** Begin PROVIDED MATERIAL **

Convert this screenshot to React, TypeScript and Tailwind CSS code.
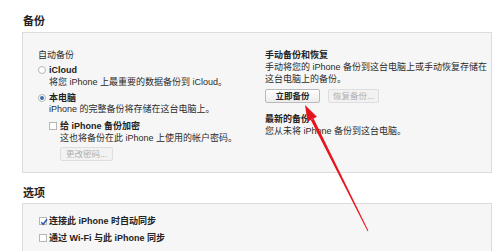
import React from 'react';

const font = { fontFamily: '"Liberation Sans", "Noto Sans CJK SC", sans-serif' };

function Radio({ checked }: { checked?: boolean }) {
  return (
    <span className="grid h-[8px] w-[8px] shrink-0 place-items-center rounded-full border border-[#b5b5b5] bg-white">
      {checked && <span className="h-[4px] w-[4px] rounded-full bg-[#3d6fb0]" />}
    </span>
  );
}

function Check({ checked }: { checked?: boolean }) {
  return (
    <span className="grid h-[8px] w-[8px] shrink-0 place-items-center border border-[#b5b5b5] bg-white">
      {checked && (
        <svg viewBox="0 0 8 8" className="h-[8px] w-[8px]">
          <path d="M1.2 4.2 L3.2 6.2 L7 1.2" fill="none" stroke="#2f5fa8" strokeWidth="1.6" />
        </svg>
      )}
    </span>
  );
}

function Btn({ children, disabled, w }: { children: React.ReactNode; disabled?: boolean; w: string }) {
  return (
    <span
      className={
        'flex h-[14px] items-center justify-center rounded-[2px] border text-[8.5px] ' +
        w +
        (disabled
          ? ' border-[#dedede] bg-[#f2f2f2] text-[#b0b0b0]'
          : ' border-[#b9b9b9] bg-gradient-to-b from-white to-[#ececec] font-bold text-[#222]')
      }
    >
      {children}
    </span>
  );
}

export default function App() {
  return (
    <div className="relative h-[251px] w-[500px] overflow-hidden bg-white text-[#2a2a2a]" style={font}>
      {/* 备份 */}
      <div className="pl-[23px] pt-[14px] text-[11px] font-bold leading-[14px] text-[#222]">备份</div>
      <div className="ml-[22px] mt-[4px] flex h-[141px] w-[470px] border border-[#dcdcdc] bg-[#f6f6f6] pl-[15px] pt-[16px] text-[9px] leading-[12px]">
        {/* 自动备份 */}
        <div className="w-[227px]">
          <div>自动备份</div>
          <div className="mt-[3px] flex items-center gap-[3px]">
            <Radio />
            <span className="font-bold text-[#222]">iCloud</span>
          </div>
          <div className="pl-[11px]">将您 iPhone 上最重要的数据备份到 iCloud。</div>
          <div className="mt-[4px] flex items-center gap-[3px]">
            <Radio checked />
            <span className="font-bold text-[#222]">本电脑</span>
          </div>
          <div className="pl-[11px] leading-[11px]">iPhone 的完整备份将存储在这台电脑上。</div>
          <div className="mt-[5px] flex items-center gap-[3px] pl-[11px]">
            <Check />
            <span className="font-bold text-[#222]">给 iPhone 备份加密</span>
          </div>
          <div className="pl-[22px]">这也将备份在此 iPhone 上使用的帐户密码。</div>
          <div className="mt-[3px] pl-[22px]">
            <Btn disabled w="w-[53px]">更改密码...</Btn>
          </div>
        </div>
        {/* 手动备份和恢复 */}
        <div className="w-[225px]">
          <div className="font-bold text-[#222]">手动备份和恢复</div>
          <div>
            手动将您的 iPhone 备份到这台电脑上或手动恢复存储在
            <br />
            这台电脑上的备份。
          </div>
          <div className="mt-[4px] flex gap-[8px]">
            <Btn w="w-[55px]">立即备份</Btn>
            <Btn disabled w="w-[51px]">恢复备份...</Btn>
          </div>
          <div className="mt-[10px] font-bold text-[#222]">最新的备份</div>
          <div>您从未将 iPhone 备份到这台电脑。</div>
        </div>
      </div>

      {/* 选项 */}
      <div className="pl-[23px] pt-[13px] text-[11px] font-bold leading-[14px] text-[#222]">选项</div>
      <div className="ml-[22px] mt-[3px] h-[60px] w-[470px] border border-[#dcdcdc] bg-[#f6f6f6] pl-[16px] pt-[11px] text-[9px] leading-[12px]">
        <div className="flex items-center gap-[2px]">
          <Check checked />
          <span className="font-bold text-[#222]">连接此 iPhone 时自动同步</span>
        </div>
        <div className="mt-[5px] flex items-center gap-[2px]">
          <Check />
          <span className="font-bold text-[#222]">通过 Wi-Fi 与此 iPhone 同步</span>
        </div>
      </div>

      {/* 红色箭头 */}
      <svg className="pointer-events-none absolute left-0 top-0 h-[251px] w-[500px]" viewBox="0 0 500 251">
        <polygon points="313.6,118.4 310.8,120 367.6,231.2 368.4,230.8" fill="#e8141c" />
        <polygon points="305,105 316.9,116.8 307.5,121.8" fill="#e8141c" />
      </svg>
    </div>
  );
}
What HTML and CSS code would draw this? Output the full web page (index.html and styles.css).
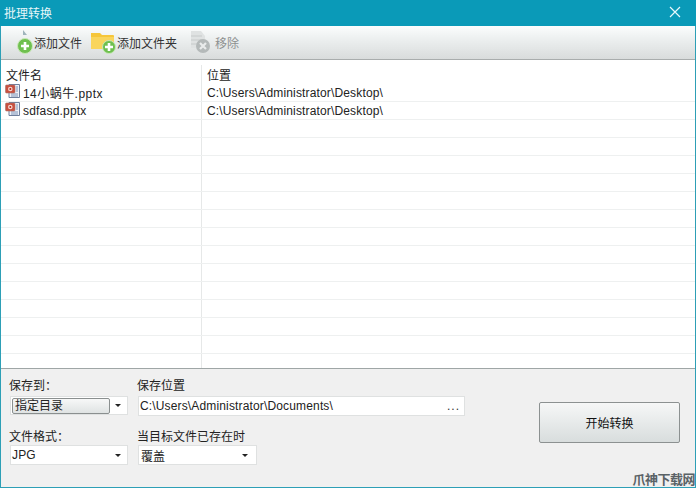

** End PROVIDED MATERIAL **

◆ THE PROBLEM
Write out the full listing verbatim, excluding its pictures.

◆ THE COMPLETED TASK
Convert this screenshot to React, TypeScript and Tailwind CSS code.
import React from 'react';

const font = { fontFamily: '"Liberation Sans", "Noto Sans CJK SC", sans-serif' };

function Radio({ checked }: { checked?: boolean }) {
  return (
    <span className="grid h-[8px] w-[8px] shrink-0 place-items-center rounded-full border border-[#b5b5b5] bg-white">
      {checked && <span className="h-[4px] w-[4px] rounded-full bg-[#3d6fb0]" />}
    </span>
  );
}

function Check({ checked }: { checked?: boolean }) {
  return (
    <span className="grid h-[8px] w-[8px] shrink-0 place-items-center border border-[#b5b5b5] bg-white">
      {checked && (
        <svg viewBox="0 0 8 8" className="h-[8px] w-[8px]">
          <path d="M1.2 4.2 L3.2 6.2 L7 1.2" fill="none" stroke="#2f5fa8" strokeWidth="1.6" />
        </svg>
      )}
    </span>
  );
}

function Btn({ children, disabled, w }: { children: React.ReactNode; disabled?: boolean; w: string }) {
  return (
    <span
      className={
        'flex h-[14px] items-center justify-center rounded-[2px] border text-[8.5px] ' +
        w +
        (disabled
          ? ' border-[#dedede] bg-[#f2f2f2] text-[#b0b0b0]'
          : ' border-[#b9b9b9] bg-gradient-to-b from-white to-[#ececec] font-bold text-[#222]')
      }
    >
      {children}
    </span>
  );
}

export default function App() {
  return (
    <div className="relative h-[251px] w-[500px] overflow-hidden bg-white text-[#2a2a2a]" style={font}>
      {/* 备份 */}
      <div className="pl-[23px] pt-[14px] text-[11px] font-bold leading-[14px] text-[#222]">备份</div>
      <div className="ml-[22px] mt-[4px] flex h-[141px] w-[470px] border border-[#dcdcdc] bg-[#f6f6f6] pl-[15px] pt-[16px] text-[9px] leading-[12px]">
        {/* 自动备份 */}
        <div className="w-[227px]">
          <div>自动备份</div>
          <div className="mt-[3px] flex items-center gap-[3px]">
            <Radio />
            <span className="font-bold text-[#222]">iCloud</span>
          </div>
          <div className="pl-[11px]">将您 iPhone 上最重要的数据备份到 iCloud。</div>
          <div className="mt-[4px] flex items-center gap-[3px]">
            <Radio checked />
            <span className="font-bold text-[#222]">本电脑</span>
          </div>
          <div className="pl-[11px] leading-[11px]">iPhone 的完整备份将存储在这台电脑上。</div>
          <div className="mt-[5px] flex items-center gap-[3px] pl-[11px]">
            <Check />
            <span className="font-bold text-[#222]">给 iPhone 备份加密</span>
          </div>
          <div className="pl-[22px]">这也将备份在此 iPhone 上使用的帐户密码。</div>
          <div className="mt-[3px] pl-[22px]">
            <Btn disabled w="w-[53px]">更改密码...</Btn>
          </div>
        </div>
        {/* 手动备份和恢复 */}
        <div className="w-[225px]">
          <div className="font-bold text-[#222]">手动备份和恢复</div>
          <div>
            手动将您的 iPhone 备份到这台电脑上或手动恢复存储在
            <br />
            这台电脑上的备份。
          </div>
          <div className="mt-[4px] flex gap-[8px]">
            <Btn w="w-[55px]">立即备份</Btn>
            <Btn disabled w="w-[51px]">恢复备份...</Btn>
          </div>
          <div className="mt-[10px] font-bold text-[#222]">最新的备份</div>
          <div>您从未将 iPhone 备份到这台电脑。</div>
        </div>
      </div>

      {/* 选项 */}
      <div className="pl-[23px] pt-[13px] text-[11px] font-bold leading-[14px] text-[#222]">选项</div>
      <div className="ml-[22px] mt-[3px] h-[60px] w-[470px] border border-[#dcdcdc] bg-[#f6f6f6] pl-[16px] pt-[11px] text-[9px] leading-[12px]">
        <div className="flex items-center gap-[2px]">
          <Check checked />
          <span className="font-bold text-[#222]">连接此 iPhone 时自动同步</span>
        </div>
        <div className="mt-[5px] flex items-center gap-[2px]">
          <Check />
          <span className="font-bold text-[#222]">通过 Wi-Fi 与此 iPhone 同步</span>
        </div>
      </div>

      {/* 红色箭头 */}
      <svg className="pointer-events-none absolute left-0 top-0 h-[251px] w-[500px]" viewBox="0 0 500 251">
        <polygon points="313.6,118.4 310.8,120 367.6,231.2 368.4,230.8" fill="#e8141c" />
        <polygon points="305,105 316.9,116.8 307.5,121.8" fill="#e8141c" />
      </svg>
    </div>
  );
}
What HTML and CSS code would draw this? Output the full web page (index.html and styles.css).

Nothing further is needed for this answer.